CASI Pharmaceuticals, Inc.
9620 Medical Center Drive, Suite 300
Rockville, Maryland 20850

 

 

Ladies and Gentlemen:

 

You have requested our opinion with respect to certain matters in connection with the offering by CASI Pharmaceuticals, Inc., a Delaware corporation (the “Company”), of shares of the Company’s common stock, $0.01 par value per share having an aggregate offering price of up to $25,000,000 (the “Shares”), pursuant to the Company’s Shelf Registration Statement on Form S-3, File No. 333-222046 (the “Registration Statement”) declared effective by the Securities and Exchange Commission (the “Commission”) under the Securities Act of 1933, as amended (the “Act”), on December 22, 2017.

 

The offering and sale of the Shares are being made pursuant to the Sales Agreement (the “Sales Agreement”), dated as of February 23, 2018, by and between the Company and H.C. Wainwright & Co., LLC.

 

In connection with this opinion, we have examined and relied upon copies of the Sales Agreement, the Registration Statement, the base prospectus that forms a part thereof and the prospectus supplement thereto related to the offering of the Shares, which prospectus supplement is dated as of the date hereof and will be filed by the Company in accordance with Rule 424(b) promulgated under the Act. We have also examined instruments, documents and records that we deemed relevant and necessary for the basis of our opinion hereinafter expressed. In such examination, we have assumed (i) the authenticity of original documents and the genuineness of all signatures, (ii) the conformity to the originals of all documents submitted to us as copies, and (iii) the truth, accuracy, and completeness of the information, representations and warranties contained in the records, documents, instruments and certificates we have reviewed.

 

 

 

Arnold & Porter Kaye Scholer LLP

601 Massachusetts Ave., NW | Washington, DC 20001-3743 | www.arnoldporter.com

 

 

 

February 23, 2018

Page 2

 

 

Our opinion herein is expressed solely with respect to the General Corporation Law of the State of Delaware.

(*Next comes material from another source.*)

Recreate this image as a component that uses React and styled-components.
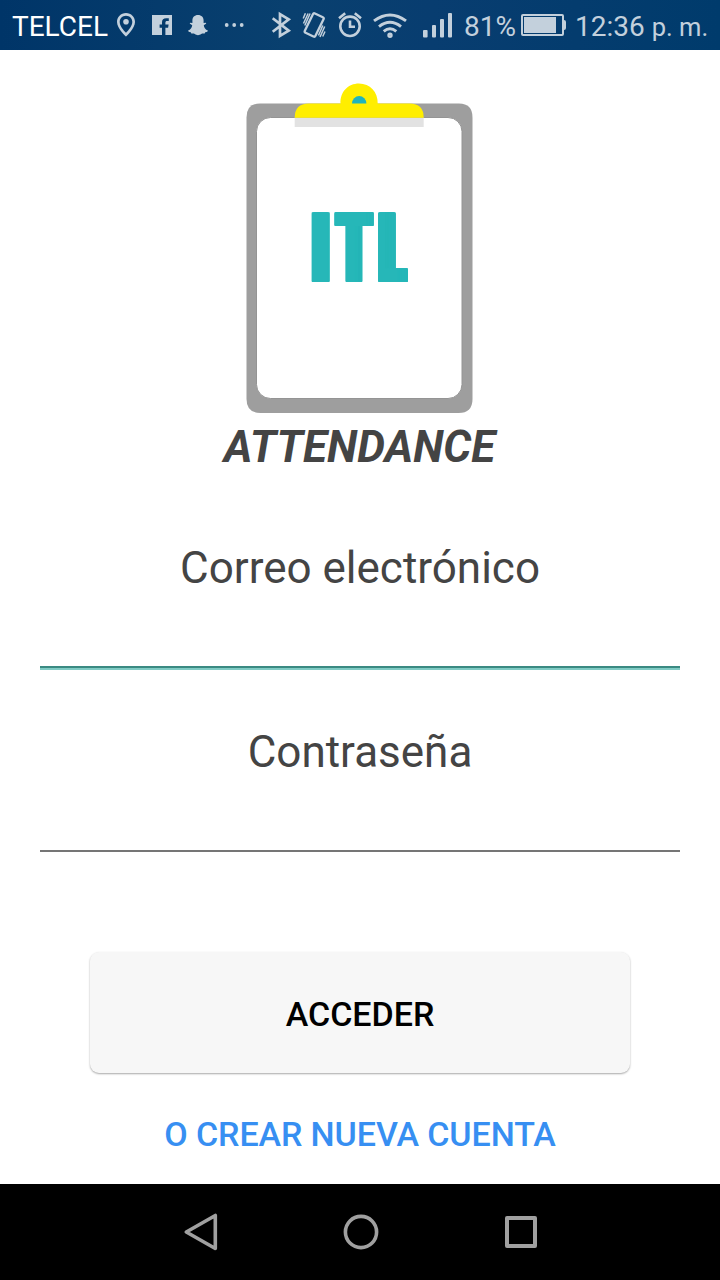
import React, { Component } from "react";
import styled, { createGlobalStyle } from "styled-components";

const GlobalStyle = createGlobalStyle`
  * { box-sizing: border-box; }
  body {
    margin: 0;
    background: #ffffff;
    font-family: Roboto, "Liberation Sans", sans-serif;
  }
`;

const Screen = styled.div`
  width: 720px;
  height: 1280px;
  display: flex;
  flex-direction: column;
  overflow: hidden;
  background: #ffffff;
`;

const StatusBar = styled.div`
  height: 50px;
  flex: none;
  display: flex;
  padding-left: 12px;
  background: linear-gradient(90deg, #003568 0%, #09406f 40%, #083d70 60%, #003b6c 100%);
  color: #c3d0dc;
  font-size: 28px;
  line-height: 54px;
  white-space: nowrap;
`;

const StatusText = styled.span`
  width: ${(props) => props.$w}px;
  flex: none;
  color: ${(props) => props.$color || "inherit"};
  small {
    margin-left: 7px;
    font-size: 25.5px;
  }
`;

const StatusIcon = styled.svg`
  width: ${(props) => props.$w}px;
  height: 50px;
  flex: none;
  display: block;
  fill: ${(props) => (props.$line ? "none" : "#c3d0dc")};
  stroke: ${(props) => (props.$line ? "#c3d0dc" : "none")};
`;

const Login = styled.main`
  flex: 1;
  display: flex;
  flex-direction: column;
  align-items: center;
  padding: 32px 40px 0;
`;

const Logo = styled.div`
  position: relative;
  width: 228px;
  height: 332px;
  svg {
    display: block;
  }
`;

const Initials = styled.div`
  position: absolute;
  left: 65px;
  top: 130.5px;
  display: flex;
  height: 70px;
  color: #26b7b8;
  font-size: 97.2px;
  font-weight: 900;
  line-height: 70px;
`;

// thickens the condensed letters: sideways by $grow, and one pixel down
const thicken = ({ $grow }) => {
  const shadows = ["0 1px 0"];
  for (let x = 1; x <= $grow; x++) {
    shadows.push(`${x}px 0 0`, `${x}px 1px 0`);
  }
  return shadows.join(", ");
};

const Letter = styled.span`
  display: block;
  width: ${(props) => props.$w}px;
  transform: translateX(${(props) => props.$x}px) scaleX(${(props) => props.$scale});
  transform-origin: left;
  text-shadow: ${thicken};
`;

const Title = styled.h1`
  margin: 7px 1px 0 0;
  height: 52px;
  line-height: 52px;
  color: #444444;
  font-size: 44px;
  font-weight: 700;
  font-style: italic;
`;

const Field = styled.label`
  width: 640px;
  display: flex;
  flex-direction: column;
  margin-top: ${(props) => props.$top}px;
  color: #444444;
  font-size: 44px;
  line-height: 52px;
  text-align: center;
`;

const Input = styled.input`
  height: 74px;
  width: 100%;
  padding: 0;
  border: 0;
  outline: 0;
  background: transparent;
  font-size: 36px;
  border-bottom: 2px solid ${(props) => (props.$active ? "#3b8a82" : "#757575")};
  box-shadow: ${(props) => (props.$active ? "0 2px 0 #80cbc4" : "none")};
`;

const LoginButton = styled.button`
  width: 540px;
  height: 121px;
  margin-top: 100px;
  padding: 3px 0 0;
  border: 0;
  border-radius: 9px;
  background: #f7f7f7;
  box-shadow: 0 1px 2px rgba(0, 0, 0, 0.34);
  color: #000000;
  font: 500 34px Roboto, sans-serif;
`;

const CreateLink = styled.a`
  margin-top: 41px;
  color: #378ff2;
  font-size: 34px;
  font-weight: 500;
  letter-spacing: -0.1px;
  line-height: 40px;
`;

const NavBar = styled.nav`
  height: 96px;
  flex: none;
  display: flex;
  align-items: center;
  justify-content: center;
  gap: 120px;
  padding-left: 2px;
  background: #000000;
  svg {
    fill: none;
    stroke: #a0a0a0;
    stroke-linejoin: round;
  }
`;

class App extends Component {
  renderStatus() {
    return (
      <StatusBar>
        <StatusText $w={100} $color="#ffffff">TELCEL</StatusText>
        {/* location */}
        <StatusIcon $w={36} viewBox="112 0 36 50">
          <path fillRule="evenodd" d="M126 13c-5.2 0-9 4-9 9 0 6.5 9 14.500 9 14.500s9-8 9-14.500c0-5-3.800-9-9-9zm0 2.700c3.700 0 6.300 2.800 6.300 6.300 0 3.800-3.900 8.400-6.300 10.800-2.400-2.400-6.300-7-6.300-10.800 0-3.500 2.600-6.300 6.300-6.300z" />
          <circle cx="126" cy="21.800" r="2.800" />
        </StatusIcon>
        {/* facebook */}
        <StatusIcon $w={36} viewBox="148 0 36 50">
          <path d="M152 15h20v20h-6.600v-7.300h2.700l.5-3.100h-3.200v-2c0-1 .5-1.600 1.700-1.600h1.700v-2.800h-2.600c-2.700 0-4.200 1.500-4.200 4.100v2.300h-2.400v3.100h2.400V35H152z" />
        </StatusIcon>
        {/* snapchat */}
        <StatusIcon $w={36} viewBox="184 0 36 50">
          <path d="M198 15c-3.500 0-5.600 2.300-5.600 5.500v2.600l-2-.4c-.8.200-.8 1 0 1.400l1.800 1.100c-.2 2.600-1.800 4.500-4 5.300-.4.800.5 1.300 2.600 1.700l.5 1.300c1.200.2 2.400-.2 3.500.5 1 .6 1.900 1.200 3.200 1.200s2.200-.6 3.200-1.200c1.100-.7 2.300-.3 3.500-.5l.5-1.300c2.100-.4 3-.9 2.600-1.700-2.200-.8-3.800-2.700-4-5.300l1.800-1.100c.8-.4.8-1.200 0-1.400l-2 .4v-2.600c0-3.200-2.100-5.500-5.600-5.500z" />
        </StatusIcon>
        <StatusIcon $w={48} viewBox="220 0 48 50">
          <circle cx="226.700" cy="25" r="1.900" />
          <circle cx="234.200" cy="25" r="1.900" />
          <circle cx="241.700" cy="25" r="1.900" />
        </StatusIcon>
        {/* bluetooth */}
        <StatusIcon $w={30} $line viewBox="268 0 30 50" strokeWidth="2.700">
          <path d="M272.700 18.300 288.700 30.700 280 35.900V14.100l8.700 5.200-16 12.400" />
        </StatusIcon>
        {/* vibrate */}
        <StatusIcon $w={36} $line viewBox="298 0 36 50" strokeWidth="2.300">
          <rect x="308.300" y="14.300" width="11.800" height="21.400" rx="1.500" transform="rotate(26 314.200 25)" />
          <path strokeWidth="1.500" d="M303.500 23.500l4.600-10M303.200 18.500l2.200-5.200M304.800 25.500l5.300-12M324.700 26.500l-4.700 10.500M322.800 25.500l-4.300 10M325 31.500l-2.300 5" />
        </StatusIcon>
        {/* alarm */}
        <StatusIcon $w={36} $line viewBox="334 0 36 50" strokeWidth="2.600">
          <circle cx="350" cy="26.300" r="9.700" />
          <path d="M350 20.500v6.200h5M339 18.200l6.200-5M361 18.200l-6.200-5" />
        </StatusIcon>
        {/* wifi */}
        <StatusIcon $w={46} $line viewBox="370 0 46 50" strokeWidth="3">
          <path d="M374 20.900q16-11.800 32 0M379 26.600q11-8.600 22 0M383.700 31.300q6.300-5 12.600 0" />
          <circle cx="390" cy="35.300" r="1.200" />
        </StatusIcon>
        {/* signal */}
        <StatusIcon $w={48} viewBox="416 0 48 50">
          <rect x="423" y="30" width="4.600" height="7.500" rx="1" />
          <rect x="432" y="25" width="4" height="12.500" rx="1" />
          <rect x="440" y="19" width="4" height="18.500" rx="1" />
          <rect x="448" y="13" width="4" height="24.500" rx="1" />
        </StatusIcon>
        <StatusText $w={54}>81%</StatusText>
        {/* battery */}
        <StatusIcon $w={57} viewBox="518 0 57 50">
          <path fillRule="evenodd" d="M523 14h39q2 0 2 2v4q2 0 2 2v6q0 2-2 2v4q0 2-2 2h-39q-2 0-2-2V16q0-2 2-2zm0 2v18h39V16z" />
          <path d="M524 17h32v16h-32z" />
        </StatusIcon>
        <StatusText $w={140}>12:36<small>p. m.</small></StatusText>
      </StatusBar>
    );
  }

  renderLogo() {
    return (
      <Logo>
        <svg width="228" height="332" viewBox="246 82 228 332">
          <path fill="#9e9e9e" d="M260 103.500h199q13.500 0 13.500 14v281.500q0 14-14 14H260.500q-14 0-14-14V117.500q0-14 13.500-14z" />
          <rect x="256.500" y="117.500" width="205.500" height="281" rx="14" fill="#ffffff" stroke="#949494" strokeWidth="1" />
          <path fill="#e2e2e2" d="M294.700 117.500h129v9.500h-129z" />
          <path fill="#ffee00" d="M294.700 117.800q0-14.300 14.300-14.300h31.500C340 92 348 83.500 359 83.500s19 8.500 18.700 20H409.500q14.200 0 14.200 14.300z" />
          <path fill="#1fb4bd" d="M352 103.500a7.200 7.600 0 0 1 14.400 0z" />
        </svg>
        <Initials>
          <Letter $w={23} $x={-5.2} $scale={0.95} $grow={2}>I</Letter>
          <Letter $w={44} $x={-0.6} $scale={0.55} $grow={14}>T</Letter>
          <Letter $w={30} $x={-2} $scale={0.42} $grow={25}>L</Letter>
        </Initials>
      </Logo>
    );
  }

  render() {
    return (
      <Screen>
        <GlobalStyle />
        {this.renderStatus()}
        <Login>
          {this.renderLogo()}
          <Title>ATTENDANCE</Title>
          <Field $top={69}>
            Correo electrónico
            <Input type="email" $active />
          </Field>
          <Field $top={58}>
            Contraseña
            <Input type="password" />
          </Field>
          <LoginButton>ACCEDER</LoginButton>
          <CreateLink>O CREAR NUEVA CUENTA</CreateLink>
        </Login>
        <NavBar>
          <svg width="40" height="48" viewBox="181 1208 40 48" strokeWidth="3.600">
            <path d="M215.300 1215.500v33L186.300 1232z" />
          </svg>
          <svg width="40" height="48" viewBox="341 1208 40 48" strokeWidth="3.600">
            <circle cx="361" cy="1232" r="15.600" />
          </svg>
          <svg width="40" height="48" viewBox="501 1208 40 48" strokeWidth="4">
            <rect x="507" y="1218" width="28" height="28" />
          </svg>
        </NavBar>
      </Screen>
    );
  }
}

export default App;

As to matters governed by the laws specified in the foregoing sentence, we have relied exclusively on the latest standard compilations thereof as reproduced in commonly accepted unofficial publications available to us. We are not members of the Bar of the State of Delaware and have not obtained any opinions of local counsel.

 

On the basis of the foregoing, and in reliance thereon, we are of the opinion that the Shares, when issued and delivered by the Company against payment therefor in accordance with the terms of the Sales Agreement, will be validly issued, fully paid and nonassessable.

 

This letter does not address any matters other than those expressly addressed herein. This letter speaks only as of the date hereof. We undertake no responsibility to update or supplement it after such date.

 

This opinion is being furnished to you for submission to the Commission as an exhibit to the Company’s Current Report on Form 8-K relating to the offering of the Shares (the “Current Report”), which is incorporated by reference in the Registration Statement. We hereby consent to the filing of this opinion as an exhibit to the Current Report and the said incorporation by reference and to the use of the name of our firm therein. In giving this consent, we do not admit that we are within the category of persons whose consent is required by Section 7 of the Act or the rules and regulations of the Commission thereunder.